Wheels are coming off - Nelson Mandela Foundation
The Nelson Mandela Foundation has released a hard-hitting statement as the state capture case is being heard in the Gauteng High Court.
|||Johannesburg – It was time for those in power in South Africa to account for the crippling government as the wheels had begun to fall off the vehicle of the democratic state, the Nelson Mandela Foundation said on Tuesday.
In a hard-hitting statement released on Tuesday, as President Jacob Zuma’s application to interdict the so-called “state capture” report by the Public Protector was being heard in the Gauteng High Court, Pretoria, the foundation said it supported everyone who came out demanding to hold to account those responsible for “compromising our democratic state and looting its resources”.
The country was reaping the results of personalising state matters around one leader, it said.
“Twenty years since Nelson Mandela signed South Africa’s Constitution into law and as the third anniversary of his passing approaches, it is painful for us at the Nelson Mandela Foundation to bear witness to the wheels coming off the vehicle of our state,” said the NMF.
“We have seen a weakening of critical institutions such as the South African Revenue Service (Sars), the National Prosecuting Authority (NPA) and law enforcement bodies due to political meddling for private interests. We are reaping the results of a political trend of personalising matters of state around a single individual leader. This in a constitutional democracy is to be deplored.”
With the wheels of the democratic state having begun to fall off, other critical institutions had broken off to follow suit, compromising the ability of the state to serve its people, the foundation added.
“A battle now rages to keep Sarsd attached to the vehicle of state. What public discourse has described as ‘state capture’ by private and political interests is, we believe, a real threat to the republic.”
The NMF said another wheel that had come off was that of the public education system which “had never been fully attached, but the failures of the last two decades threaten that it rolls away”.
Schools, especially those in townships and rural areas, “have largely been captured for political interests and have deteriorated to unimaginable levels”, leading to a poor and deteriorating education system.
“And now universities are being brought to their knees as they lurch from crisis to crisis while a semblance of normality is enforced under what are effectively states of emergency. This is not sustainable for any education system. The potential collapse of universities will damage our democracy to its core.”
The NMF urged the governing party, the African National Congress (ANC) to take the necessary steps to ensure that the vehicle of state was protected and placed in “safe and capable hands”.

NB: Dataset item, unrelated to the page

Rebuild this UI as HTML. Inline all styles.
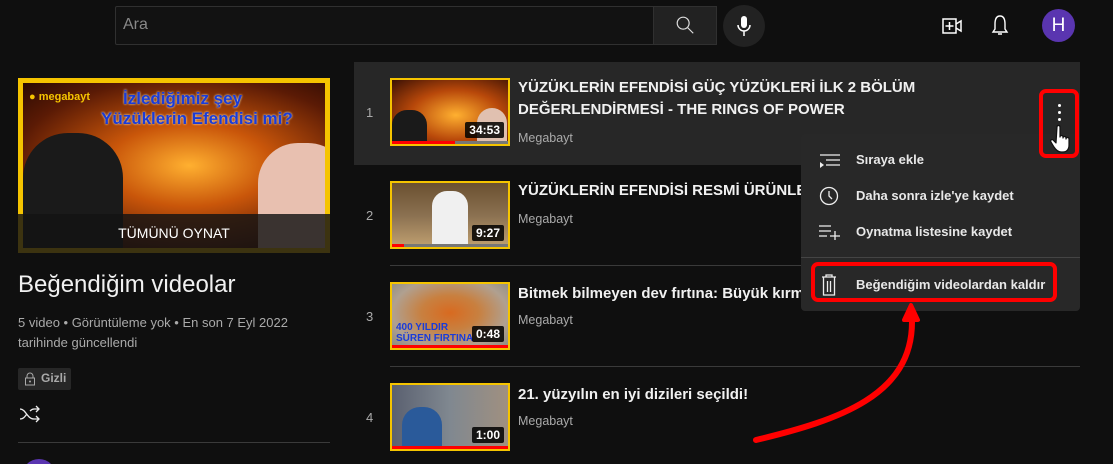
<!DOCTYPE html>
<html><head><meta charset="utf-8"><style>
*{margin:0;padding:0;box-sizing:border-box}
html,body{width:1113px;height:464px;overflow:hidden}
body{background:#0f0f0f;font-family:"Liberation Sans",Arial,sans-serif;color:#f1f1f1;position:relative}
.abs{position:absolute}
.thumb{position:absolute;left:390px;width:120px;height:68px;border:2px solid #f5c400;overflow:hidden}
.dur{position:absolute;right:4px;bottom:6px;background:rgba(0,0,0,.85);color:#fff;font-weight:bold;font-size:12px;padding:1px 4px;border-radius:2px}
.bar{position:absolute;left:0;bottom:0;height:3px;background:#777;width:100%}
.bar i{display:block;height:3px;background:#f00}
.num{position:absolute;left:366px;font-size:13px;color:#aaa}
.t{position:absolute;left:518px;font-size:15px;font-weight:bold;line-height:22px;color:#f1f1f1;white-space:nowrap}
.ch{position:absolute;left:518px;font-size:12.5px;color:#aaa}
.mi{position:absolute;left:856px;font-size:13px;font-weight:bold;color:#e8e8e8}
</style></head><body>
<!-- header -->
<div class="abs" style="left:115px;top:6px;width:539px;height:39px;border:1px solid #303030;background:#121212;border-radius:2px 0 0 2px"></div>
<div class="abs" style="left:123px;top:16px;font-size:16px;color:#888">Ara</div>
<div class="abs" style="left:653px;top:6px;width:64px;height:39px;background:#222;border:1px solid #303030"></div>
<svg class="abs" style="left:674px;top:14px" width="22" height="22" viewBox="0 0 24 24"><circle cx="10" cy="10" r="6.5" fill="none" stroke="#ddd" stroke-width="1.3"/><path d="M15 15l6 6" stroke="#ddd" stroke-width="1.3"/></svg>
<div class="abs" style="left:723px;top:5px;width:42px;height:42px;border-radius:50%;background:#222"></div>
<svg class="abs" style="left:734px;top:14px" width="20" height="24" viewBox="0 0 20 24"><rect x="7" y="2" width="6" height="12" rx="3" fill="#fff"/><path d="M4 11a6 6 0 0012 0M10 17v5" stroke="#fff" stroke-width="1.5" fill="none"/></svg>
<svg class="abs" style="left:940px;top:14px" width="24" height="24" viewBox="0 0 24 24"><rect x="3" y="5" width="13" height="14" fill="none" stroke="#fff" stroke-width="1.5"/><path d="M16 10l5-3v10l-5-3M9.5 8v8M5.5 12h8" stroke="#fff" stroke-width="1.5" fill="none"/></svg>
<svg class="abs" style="left:988px;top:13px" width="24" height="26" viewBox="0 0 24 26"><path d="M12 3c-4 0-5 4-5 8v5l-2 3h14l-2-3v-5c0-4-1-8-5-8zM10 21h4" stroke="#fff" stroke-width="1.4" fill="none"/></svg>
<div class="abs" style="left:1042px;top:9px;width:33px;height:33px;border-radius:50%;background:#5a35b0;color:#fff;font-size:19px;text-align:center;line-height:33px">H</div>
<!-- left panel -->
<div class="abs" style="left:18px;top:78px;width:312px;height:175px;border:5px solid #f5c400;background:radial-gradient(ellipse at 55% 50%,#ffb030 0%,#c9560a 35%,#5a1a05 75%,#2a0a02 100%);overflow:hidden">
<div class="abs" style="left:0;top:50px;width:100px;height:140px;background:#1a1a1a;border-radius:45px 45px 0 0"></div>
<div class="abs" style="left:235px;top:60px;width:90px;height:120px;background:#e8c0b0;border-radius:40px 40px 0 0"></div>
<div class="abs" style="left:100px;top:6px;font-size:17px;font-weight:bold;color:#1a3bd8;text-shadow:0 0 2px #ffd">İzlediğimiz şey</div>
<div class="abs" style="left:78px;top:26px;font-size:17px;font-weight:bold;color:#1a3bd8;text-shadow:0 0 2px #ffd">Yüzüklerin Efendisi mi?</div>
<div class="abs" style="left:6px;top:8px;font-size:11px;font-weight:bold;color:#f5c400">● megabayt</div>
</div>
<div class="abs" style="left:18px;top:214px;width:312px;height:39px;background:rgba(20,20,20,.82);text-align:center;font-size:14px;line-height:39px;color:#fff">TÜMÜNÜ OYNAT</div>
<div class="abs" style="left:18px;top:271px;font-size:24px;color:#f1f1f1">Beğendiğim videolar</div>
<div class="abs" style="left:18px;top:313px;font-size:13px;line-height:20px;color:#aaa">5 video • Görüntüleme yok • En son 7 Eyl 2022<br>tarihinde güncellendi</div>
<div class="abs" style="left:18px;top:368px;width:53px;height:22px;background:#272727;border-radius:2px"></div>
<svg class="abs" style="left:24px;top:372px" width="12" height="14" viewBox="0 0 12 14"><path d="M3 6V4a3 3 0 016 0v2" stroke="#aaa" fill="none"/><rect x="1.5" y="6" width="9" height="7" stroke="#aaa" fill="none"/><circle cx="6" cy="9.5" r="1" fill="#aaa"/></svg>
<div class="abs" style="left:41px;top:371px;font-size:12px;font-weight:bold;color:#aaa">Gizli</div>
<svg class="abs" style="left:18px;top:404px" width="24" height="20" viewBox="0 0 24 20"><path d="M2 5c6 0 7 10 14 10h4M2 15c4 0 5-3 7-5M12 7c1-1 2-2 4-2h4M18 2l3 3-3 3M18 12l3 3-3 3" stroke="#eee" stroke-width="1.3" fill="none"/></svg>
<div class="abs" style="left:18px;top:442px;width:312px;height:1px;background:#3a3a3a"></div>
<div class="abs" style="left:22px;top:459px;width:34px;height:5px;overflow:hidden"><div style="width:34px;height:34px;border-radius:50%;background:#5a35b0"></div></div>
<!-- list -->
<div class="abs" style="left:354px;top:62px;width:726px;height:103px;background:#272727"></div>
<div class="abs" style="left:390px;top:265px;width:690px;height:1px;background:#3a3a3a"></div>
<div class="abs" style="left:390px;top:366px;width:690px;height:1px;background:#3a3a3a"></div>

<div class="num" style="top:105px">1</div>
<div class="thumb" style="top:78px;background:radial-gradient(ellipse at 55% 55%,#ffb030,#b8480a 50%,#3a1004)"><div class="abs" style="left:0;top:30px;width:35px;height:40px;background:#1a1a1a;border-radius:15px 15px 0 0"></div><div class="abs" style="left:85px;top:28px;width:30px;height:40px;background:#e0c0b0;border-radius:15px 15px 0 0"></div><div class="dur">34:53</div><div class="bar"><i style="width:54%"></i></div></div>
<div class="t" style="top:77px">YÜZÜKLERİN EFENDİSİ GÜÇ YÜZÜKLERİ İLK 2 BÖLÜM<br>DEĞERLENDİRMESİ - THE RINGS OF POWER</div>
<div class="ch" style="top:131px">Megabayt</div>

<div class="num" style="top:208px">2</div>
<div class="thumb" style="top:181px;background:linear-gradient(180deg,#6a5030,#8a7050 50%,#c0a070)"><div class="abs" style="left:40px;top:8px;width:36px;height:60px;background:#f0f0f0;border-radius:15px 15px 0 0"></div><div class="dur">9:27</div><div class="bar"><i style="width:10%"></i></div></div>
<div class="t" style="top:180px">YÜZÜKLERİN EFENDİSİ RESMİ ÜRÜNLERİ</div>
<div class="ch" style="top:212px">Megabayt</div>

<div class="num" style="top:309px">3</div>
<div class="thumb" style="top:282px;background:radial-gradient(ellipse at 50% 45%,#d86a20,#c88040 35%,#b0a090 70%,#8a8a80)"><div class="abs" style="left:4px;top:38px;font-size:10px;font-weight:bold;color:#1a3bd8">400 YILDIR<br>SÜREN FIRTINA</div><div class="dur">0:48</div><div class="bar"><i style="width:100%"></i></div></div>
<div class="t" style="top:283px">Bitmek bilmeyen dev fırtına: Büyük kırmızı leke</div>
<div class="ch" style="top:313px">Megabayt</div>

<div class="num" style="top:410px">4</div>
<div class="thumb" style="top:383px;background:linear-gradient(90deg,#5a6070,#808890 50%,#a09080)"><div class="abs" style="left:10px;top:22px;width:40px;height:50px;background:#2a5a9a;border-radius:18px 18px 0 0"></div><div class="dur">1:00</div><div class="bar"><i style="width:100%"></i></div></div>
<div class="t" style="top:384px">21. yüzyılın en iyi dizileri seçildi!</div>
<div class="ch" style="top:414px">Megabayt</div>

<!-- menu -->
<div class="abs" style="left:801px;top:134px;width:279px;height:177px;background:#282828;border-radius:4px"></div>
<div class="abs" style="left:801px;top:257px;width:279px;height:1px;background:#444"></div>
<svg class="abs" style="left:818px;top:150px" width="24" height="20" viewBox="0 0 24 20"><path d="M2 5h20M8 10h14M8 15h14" stroke="#eee" stroke-width="1.2"/><path d="M2 12v6l4-3z" fill="#eee"/></svg>
<div class="mi" style="top:152px">Sıraya ekle</div>
<svg class="abs" style="left:818px;top:185px" width="22" height="22" viewBox="0 0 22 22"><circle cx="11" cy="11" r="8.5" stroke="#eee" stroke-width="1.3" fill="none"/><path d="M11 6v5l3 3" stroke="#eee" stroke-width="1.3" fill="none"/></svg>
<div class="mi" style="top:188px">Daha sonra izle'ye kaydet</div>
<svg class="abs" style="left:818px;top:222px" width="24" height="18" viewBox="0 0 24 18"><path d="M1 4h12M1 9h12M1 14h8M12 14h10M17 9v10" stroke="#eee" stroke-width="1.3"/></svg>
<div class="mi" style="top:224px">Oynatma listesine kaydet</div>
<svg class="abs" style="left:820px;top:273px" width="18" height="24" viewBox="0 0 18 24"><path d="M2 4h14M6 4V2h6v2M3.5 4v18h11V4M7.5 8v11M10.5 8v11" stroke="#eee" stroke-width="1.3" fill="none"/></svg>
<div class="mi" style="top:277px">Beğendiğim videolardan kaldır</div>
<div class="abs" style="left:811px;top:262px;width:246px;height:40px;border:4px solid #f00;border-radius:7px"></div>
<!-- dots -->
<div class="abs" style="left:1039px;top:89px;width:40px;height:69px;border:4px solid #f00;border-radius:7px"></div>
<div class="abs" style="left:1058px;top:104px;width:3px;height:3px;background:#fff;border-radius:50%;box-shadow:0 7px 0 #fff,0 14px 0 #fff"></div>
<svg class="abs" style="left:1050px;top:124px" width="24" height="30" viewBox="0 0 24 30"><path d="M7 3c0-2 3-2 3 0v10c0-2 3-2 3 0v1c0-2 3-2 3 0v1c0-2 3-2 3 0v6c0 4-2 7-6 7h-2c-3 0-5-2-7-5l-3-5c-1-2 1-3 2-2l3 3z" fill="#fff" stroke="#111" stroke-width="1.2" stroke-linejoin="round"/></svg>
<!-- arrow -->
<svg class="abs" style="left:0;top:0" width="1113" height="464"><path d="M756 440C840 420 912 395 912 322" stroke="#f00" stroke-width="6" fill="none" stroke-linecap="round"/><path d="M904 320L911 305L918 320Z" fill="#f00" stroke="#f00" stroke-width="4" stroke-linejoin="round"/></svg>
</body></html>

The organisation supported the call for a national convention of stakeholders to begin to evaluate the country’s future and “beyond the unsustainable stresses of the moment”.
The state report, which former Public Protector Thuli Madonsela said was final, contains her findings on allegations that the politically connected and controversial Gupta family yielded vast influence over executive decisions. She finalised the report before leaving office last month.
Zuma, who has strong ties to the wealthy Gupta family, applied for an interdict to halt the release of the report, three days after he demanded an undertaking from Madonsela that she would not wrap up her investigation until he had been allowed to question witnesses in the investigation.
The president complained that he was not given enough time to respond. Opposition parties have intervened to oppose Zuma’s application, with most accusing him of applying delay tactics to ensure that the report does not see the light of day.
The application is being heard by a full bench of judges.